Вообще, когда читаешь стихотворения Уитмана, ясно видишь, что те самые популярно-научные книги, которые оказали такое большое влияние на идеологию наших «мыслящих реалистов» шестидесятых годов и раньше всего на их вождя и вдохновителя Писарева, — книги Либиха, Дюбуа-Реймона, Фохта, Клода Бернара и Дарвина — были достаточно близко известны автору «Листьев травы».
Иногда в его стихах чувствуется даже привкус вульгарного материализма той бюхнеровской «Материи и силы», при помощи которой разночинец Базаров пытался приобщить к нигилизму старосветских русских «феодалов».
Но своеобразие Уитмана в том, что идеи этой позитивистской доктрины пятидесятых — шестидесятых годов он перевёл в область живых ощущений, часто поднимая их до высоких экстазов.
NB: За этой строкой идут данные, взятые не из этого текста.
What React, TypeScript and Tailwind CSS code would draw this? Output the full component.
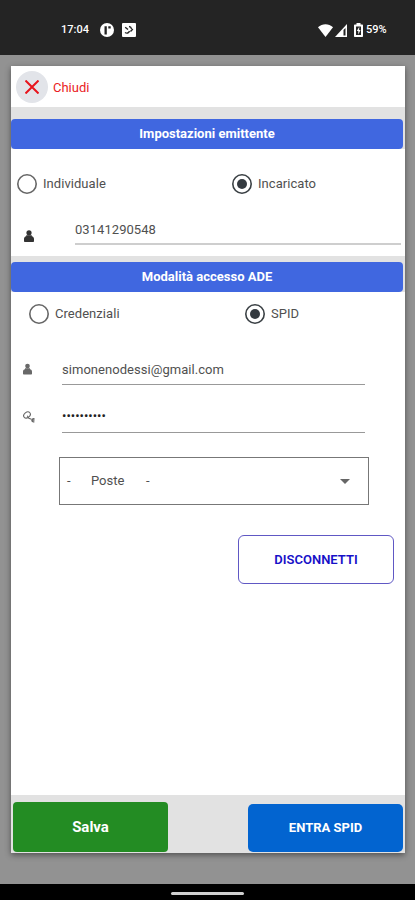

Это выходило у него совершенно естественно, ибо он был по всей своей духовной природе «космистом» и «широкие мысли пространства и времени» были с юности органически присущи ему.
7
Однако роковая особенность поэзии Уитмана в том, что она в значительной мере была «предумышленной», как выразился Роберт Луиз Стивенсон. Не довольствуясь своими вдохновениями, хаотически-могучими и бурными, Уитман с аккуратностью педанта составил себе целый реестр сюжетов, которые должен разрабатывать «поэт демократии», и в соответствии с этим реестром по готовой, тщательно разработанной схеме компановал свои «Листья травы», то есть подгонял стихи к своим теориям.
Такая схематичность поэзии Уитмана особенно сильно сказалась в стихах, которые посвящены демократии. Эти стихи почти все «предумышлены», и потребовалась вдохновенность и темпераментность Уитмана, чтобы, при всех этих схемах, поэзия осталась поэзией.
Раньше всего он был твёрдо уверен, что по-настоящему понять демократию может лишь такой «космист», каким является он.
«Только редкий космический ум художника, одарённый бесконечностью, может постигнуть многообразие океанических свойств народа», — утверждал он в одной из позднейших статей.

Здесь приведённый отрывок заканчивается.